## Requirements
Find the lines holding the word "styles" and collect them.

## Source data
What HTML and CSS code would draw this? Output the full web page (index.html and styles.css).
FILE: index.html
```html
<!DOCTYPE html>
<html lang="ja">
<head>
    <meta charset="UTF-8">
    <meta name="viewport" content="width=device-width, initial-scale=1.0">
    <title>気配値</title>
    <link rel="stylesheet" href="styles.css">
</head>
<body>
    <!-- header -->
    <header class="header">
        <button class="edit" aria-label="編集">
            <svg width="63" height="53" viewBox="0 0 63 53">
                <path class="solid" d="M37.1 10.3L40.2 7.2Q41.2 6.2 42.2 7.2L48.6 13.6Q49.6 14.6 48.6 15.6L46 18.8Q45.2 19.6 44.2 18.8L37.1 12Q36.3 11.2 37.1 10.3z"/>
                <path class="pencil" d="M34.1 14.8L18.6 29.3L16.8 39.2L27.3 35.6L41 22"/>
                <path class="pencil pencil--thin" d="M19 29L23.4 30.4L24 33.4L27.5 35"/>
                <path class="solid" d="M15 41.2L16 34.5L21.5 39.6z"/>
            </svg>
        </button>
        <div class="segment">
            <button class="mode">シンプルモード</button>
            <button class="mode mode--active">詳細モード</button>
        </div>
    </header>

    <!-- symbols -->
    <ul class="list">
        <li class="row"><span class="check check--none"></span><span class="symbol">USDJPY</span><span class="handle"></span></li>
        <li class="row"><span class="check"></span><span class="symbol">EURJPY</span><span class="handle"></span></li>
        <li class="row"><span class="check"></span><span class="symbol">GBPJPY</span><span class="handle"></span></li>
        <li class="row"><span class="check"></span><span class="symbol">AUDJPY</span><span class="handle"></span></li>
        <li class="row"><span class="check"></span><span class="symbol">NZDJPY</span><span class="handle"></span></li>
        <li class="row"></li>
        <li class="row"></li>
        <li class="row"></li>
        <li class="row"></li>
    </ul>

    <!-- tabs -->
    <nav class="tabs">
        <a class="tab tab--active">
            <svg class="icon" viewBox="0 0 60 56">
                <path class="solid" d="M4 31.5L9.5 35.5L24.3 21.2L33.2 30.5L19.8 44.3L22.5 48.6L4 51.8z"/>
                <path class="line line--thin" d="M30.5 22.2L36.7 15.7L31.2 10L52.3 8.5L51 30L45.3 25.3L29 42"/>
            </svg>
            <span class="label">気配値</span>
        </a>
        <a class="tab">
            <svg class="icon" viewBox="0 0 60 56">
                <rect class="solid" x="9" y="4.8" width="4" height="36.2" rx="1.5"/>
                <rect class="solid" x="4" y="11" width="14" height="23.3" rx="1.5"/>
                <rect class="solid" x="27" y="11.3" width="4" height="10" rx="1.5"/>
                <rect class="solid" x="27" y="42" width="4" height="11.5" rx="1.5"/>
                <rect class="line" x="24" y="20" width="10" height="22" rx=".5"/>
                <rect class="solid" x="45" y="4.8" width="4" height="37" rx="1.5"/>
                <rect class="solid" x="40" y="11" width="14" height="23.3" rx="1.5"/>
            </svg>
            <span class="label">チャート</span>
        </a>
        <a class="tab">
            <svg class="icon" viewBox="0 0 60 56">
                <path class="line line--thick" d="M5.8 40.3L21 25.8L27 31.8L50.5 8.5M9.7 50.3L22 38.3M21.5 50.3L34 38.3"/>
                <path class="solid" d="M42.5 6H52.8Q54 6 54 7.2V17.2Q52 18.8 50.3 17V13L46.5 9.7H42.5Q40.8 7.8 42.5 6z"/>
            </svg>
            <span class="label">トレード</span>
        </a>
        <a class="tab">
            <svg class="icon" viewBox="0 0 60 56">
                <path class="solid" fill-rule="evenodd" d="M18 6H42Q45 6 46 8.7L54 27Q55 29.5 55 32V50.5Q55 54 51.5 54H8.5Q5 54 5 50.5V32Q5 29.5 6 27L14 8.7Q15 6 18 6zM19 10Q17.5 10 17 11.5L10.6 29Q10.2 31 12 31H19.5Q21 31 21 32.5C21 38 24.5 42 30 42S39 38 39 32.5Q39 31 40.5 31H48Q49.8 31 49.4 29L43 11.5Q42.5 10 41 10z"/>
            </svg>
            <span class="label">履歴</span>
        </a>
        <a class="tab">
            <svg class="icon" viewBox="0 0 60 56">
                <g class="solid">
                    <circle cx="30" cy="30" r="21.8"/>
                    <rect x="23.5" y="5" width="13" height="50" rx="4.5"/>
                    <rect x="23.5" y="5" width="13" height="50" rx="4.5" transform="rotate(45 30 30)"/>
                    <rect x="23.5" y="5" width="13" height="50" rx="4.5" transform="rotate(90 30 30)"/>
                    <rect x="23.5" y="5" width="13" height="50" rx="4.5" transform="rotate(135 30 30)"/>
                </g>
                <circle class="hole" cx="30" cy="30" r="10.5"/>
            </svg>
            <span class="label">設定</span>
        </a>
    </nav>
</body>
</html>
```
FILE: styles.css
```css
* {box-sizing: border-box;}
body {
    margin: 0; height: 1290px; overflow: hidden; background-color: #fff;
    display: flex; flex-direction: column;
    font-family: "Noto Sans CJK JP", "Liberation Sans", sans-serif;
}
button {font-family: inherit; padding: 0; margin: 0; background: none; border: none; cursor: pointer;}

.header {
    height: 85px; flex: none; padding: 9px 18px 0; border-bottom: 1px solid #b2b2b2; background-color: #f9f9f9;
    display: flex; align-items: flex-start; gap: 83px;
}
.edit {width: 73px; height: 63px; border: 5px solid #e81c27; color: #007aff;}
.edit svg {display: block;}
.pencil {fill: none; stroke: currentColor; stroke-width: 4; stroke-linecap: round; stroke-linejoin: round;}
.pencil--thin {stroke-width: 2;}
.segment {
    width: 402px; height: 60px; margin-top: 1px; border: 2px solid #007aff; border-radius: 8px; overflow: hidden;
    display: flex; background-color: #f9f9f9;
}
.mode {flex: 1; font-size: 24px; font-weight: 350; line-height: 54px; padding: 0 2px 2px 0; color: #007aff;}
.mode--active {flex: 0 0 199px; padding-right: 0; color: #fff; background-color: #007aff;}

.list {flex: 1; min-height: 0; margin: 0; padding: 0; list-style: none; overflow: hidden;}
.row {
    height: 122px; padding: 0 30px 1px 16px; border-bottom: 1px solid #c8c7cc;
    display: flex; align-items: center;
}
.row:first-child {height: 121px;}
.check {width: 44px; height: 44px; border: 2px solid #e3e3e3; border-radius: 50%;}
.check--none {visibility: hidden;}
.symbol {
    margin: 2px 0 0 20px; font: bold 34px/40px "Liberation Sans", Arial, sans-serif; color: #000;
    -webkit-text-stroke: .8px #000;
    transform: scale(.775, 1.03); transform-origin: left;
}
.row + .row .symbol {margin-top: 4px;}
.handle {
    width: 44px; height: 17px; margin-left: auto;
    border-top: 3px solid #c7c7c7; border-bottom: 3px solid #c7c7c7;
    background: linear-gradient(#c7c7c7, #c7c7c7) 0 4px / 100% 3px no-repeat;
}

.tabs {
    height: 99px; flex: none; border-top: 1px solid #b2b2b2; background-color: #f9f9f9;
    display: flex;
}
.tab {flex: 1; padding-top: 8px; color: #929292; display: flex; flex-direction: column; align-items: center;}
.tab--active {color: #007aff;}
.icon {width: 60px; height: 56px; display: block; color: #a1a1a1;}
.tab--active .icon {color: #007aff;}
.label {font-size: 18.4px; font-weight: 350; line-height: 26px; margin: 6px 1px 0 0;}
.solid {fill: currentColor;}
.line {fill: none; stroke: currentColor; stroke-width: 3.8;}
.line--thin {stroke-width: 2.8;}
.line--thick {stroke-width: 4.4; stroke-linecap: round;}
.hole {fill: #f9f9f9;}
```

## Full response
What HTML and CSS code would draw this? Output the full web page (index.html and styles.css).
    <link rel="stylesheet" href="styles.css">
FILE: styles.css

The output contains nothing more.